Lara Croft returns for a new round of thrill seeking and adventure
Tomb Raider is a game series that players aren’t usually too keen on when it comes to picking up the new installment. During its heyday, Tomb Raider was well respected for bringing a new sense of adventure to gaming while also placing a female as the leading character.
As the game gained popularity, sequels soon forgot about raiding tombs and put emphasis on enhancing heroine Lara Croft’s sex appeal. The series soon faded away in the mid-2000s, but jokes about Croft’s disproportionate body were still relevant.
Luckily the people at Square Enix, best known for working on the Final Fantasy and the Dragon Quest series, teamed up with Crystal Dynamics to breathe new life into the series this time around. Their goal: to create a well-rounded Lara Croft that players will relate to, while bringing the franchise away from sexuality to return to its survival-driven adventure roots.
Tomb Raider features a beautiful, yet classy, version of Croft. The first adventure entails a trek to the find the lost kingdom of Yamatai. Lara’s ship crashes in the opening credits leaving her stranded and forced into survival mode.
The game takes the player through the motions of Lara’s ascension into action superstar. Gamers begin with a meager bow for hunting food as Lara is forced to utilize rock outcroppings for shelter.
It’s this portion of the game that builds Lara’s character and regains lost credibility with fans. Croft’s character is fragile and new to adventuring, so she acts accordingly in-game.
Every fall or wound is met with gut -wrenching, lifelike screams that caused me want to keep Lara out of harm’s way. On top of that the game has some grisly death animations. The most notable came during a downhill slide through rapids; I missed the correct input and Lara was horrifically impaled through her neck. I spent the next five minutes replaying the section, determined to repeat the mistake I had previously made.
After an hour or so of playing Tomb Raider, I had developed a protective bond with Miss Croft — one that was built through sad exposition based scenes and gameplay that’s saturated in player immersion.
The game seamlessly switches at a certain point, and the explosions, free running and combat becomes incredibly intense. Granted, if you’ve ever played any of the games from the Uncharted series, the mechanics will feel very familiar.
Tomb Raider is packed with color-coded free running, a hectic cover based combat system, and satisfying close quarter takedowns much like Uncharted.
The weapons that one acquires throughout the game feel powerful and are satisfying to fire. The combat system allows for players that are more privy for stealth to take the bow, climb to a tree top and begin shooting arrows into bad guys while completely clandestine.
The bow is hands down the best weapon in the game and probably the most fun to use.

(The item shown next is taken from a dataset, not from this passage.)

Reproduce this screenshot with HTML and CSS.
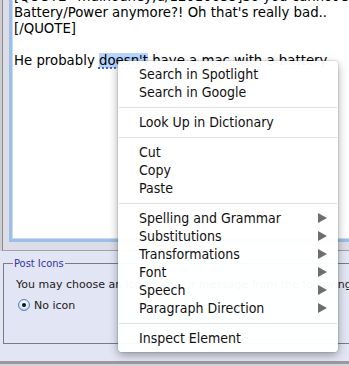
FILE: index.html
```html
<!DOCTYPE html>
<html>
<head>
<meta charset="utf-8">
<link rel="stylesheet" href="styles.css">
</head>
<body>
<div class="page">
  <div class="editor-cell">
    <div class="editor-inner">
      <div class="textarea">
        <div class="line">[QUOTE=mulhouney;u/12010035]So you cannot see the</div>
        <div class="line">Battery/Power anymore?! Oh that's really bad..</div>
        <div class="line">[/QUOTE]</div>
        <div class="line">&nbsp;</div>
        <div class="line">He probably <span class="sel"><span class="spell">doesn't</span></span> have a mac with a battery.</div>
      </div>
    </div>
  </div>

  <fieldset class="icons">
    <legend>Post Icons</legend>
    <div class="hint">You may choose an icon for your message from the following list:</div>
    <div class="radio-row">
      <span class="radio"><span class="dot"></span></span>
      <span class="radio-label">No icon</span>
    </div>
  </fieldset>

  <div class="footer-line"></div>
</div>

<div class="menu">
  <div class="item">Search in Spotlight</div>
  <div class="item">Search in Google</div>
  <div class="sep"></div>
  <div class="item">Look Up in Dictionary</div>
  <div class="sep"></div>
  <div class="item">Cut</div>
  <div class="item">Copy</div>
  <div class="item">Paste</div>
  <div class="sep"></div>
  <div class="item sub">Spelling and Grammar<span class="arrow"></span></div>
  <div class="item sub">Substitutions<span class="arrow"></span></div>
  <div class="item sub">Transformations<span class="arrow"></span></div>
  <div class="item sub">Font<span class="arrow"></span></div>
  <div class="item sub">Speech<span class="arrow"></span></div>
  <div class="item sub">Paragraph Direction<span class="arrow"></span></div>
  <div class="sep"></div>
  <div class="item">Inspect Element</div>
</div>
</body>
</html>
```

FILE: styles.css
```css
html, body {
  margin: 0;
  padding: 0;
  overflow: hidden;
  background: #d4d4d6;
}

body {
  width: 349px;
  height: 366px;
  position: relative;
  font-family: "DejaVu Sans", Verdana, sans-serif;
}

.page {
  width: 390px;
  margin-top: -11px;
  background: #e2e5f3;
}

.editor-cell {
  border-left: 2px solid #cfcfd3;
}

.editor-inner {
  border-left: 1px solid #8a8a8a;
  border-bottom: 1px solid #a2a2a8;
  background: #dcdde7;
  padding: 0 0 8px 6px;
}

.textarea {
  background: #fff;
  height: 250px;
  padding-left: 2px;
  border-left: 3px solid #9bbfe9;
  border-bottom: 3px solid #9bbfe9;
  box-shadow: inset 1px 0 0 #c9dcf4, inset 0 -1px 0 #c9dcf4;
  font-size: 13.3px;
  line-height: 16px;
  color: #000;
  overflow: hidden;
}

.line {
  white-space: pre;
}

.sel {
  background: #b5d5ff;
}

.spell {
  text-decoration: underline dotted #3b63d6;
  text-decoration-thickness: 2px;
  text-underline-offset: 2px;
}

.icons {
  margin: 6px 0 0 3px;
  padding: 0 0 30px 12px;
  border: 1px solid #7c7c80;
  min-width: 0;
}

.icons legend {
  margin-left: -3px;
  padding: 0 1px;
  font-family: "DejaVu Sans Condensed", "DejaVu Sans", sans-serif;
  font-size: 11px;
  color: #3434a8;
  line-height: 13px;
}

.hint {
  margin-top: 7px;
  font-size: 11px;
  line-height: 16px;
  color: #1a1a1a;
  white-space: nowrap;
}

.radio-row {
  margin-top: 4px;
  display: flex;
  align-items: center;
  height: 16px;
  font-size: 11px;
  color: #1a1a1a;
}

.radio {
  width: 12px;
  height: 12px;
  margin-left: 2px;
  margin-right: 4px;
  border-radius: 50%;
  box-sizing: border-box;
  border: 1px solid #5d7fb4;
  background: radial-gradient(circle at 50% 35%, #ffffff 0%, #cfe2fb 60%, #8fb6ea 100%);
  display: flex;
  align-items: center;
  justify-content: center;
}

.radio .dot {
  width: 4px;
  height: 4px;
  border-radius: 50%;
  background: #111;
}

.footer-line {
  margin-top: 17px;
  height: 3px;
  background: #9a9a9e;
}

.menu {
  position: absolute;
  left: 118px;
  top: 61px;
  width: 220px;
  height: 291px;
  box-sizing: border-box;
  padding: 4px 0 5px;
  background: rgba(255, 255, 255, 0.97);
  border-radius: 4px;
  box-shadow: 0 3px 10px rgba(0, 0, 0, 0.35), 0 0 0 1px rgba(0, 0, 0, 0.08);
  font-family: "DejaVu Sans Condensed", "DejaVu Sans", sans-serif;
  font-size: 14px;
  color: #111;
}

.item {
  height: 18px;
  line-height: 18px;
  padding-left: 21px;
  padding-right: 11px;
  display: flex;
  align-items: center;
  justify-content: space-between;
  white-space: nowrap;
}

.arrow {
  width: 0;
  height: 0;
  border-top: 5px solid transparent;
  border-bottom: 5px solid transparent;
  border-left: 9px solid #6d6d6d;
}

.sep {
  height: 1px;
  margin: 6px 1px 5px;
  background: #e0e0e0;
}
```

There is also a skill and credit system that allows Lara to upgrade herself or her weapons after accumulating enough points. This allows players to further tailor Lara to their specific play style. I personally maxed out my bow and close quarters stats for a more assassin Lara.
That’s the real beauty of the last half of the game. Players then begin to accumulate weapons, maxing skill trees and taking thrilling risks. You’re an action hero now, and the gameplay certainly reflects that.
Not a combat person you say? Have no fear — Tomb Raider has hidden goodies galore. There are hidden maps, trinkets, GPS signals and even secret tombs for you and Lara to raid. I went through the full game and only had a 66% completion rating because of the immense amount of hidden material.
My only advice to interested gamers is to play Tomb Raider on the hardest setting, since the game felt pretty simple otherwise. I played a quick run through on normal and outside of some missed inputs, I only died to enemies once or twice.
The new Tomb Raider offers a fantastic new take on a once dying series, offering gamers an engaging story, fun combat and challenges that will keep you on the edge of your seat.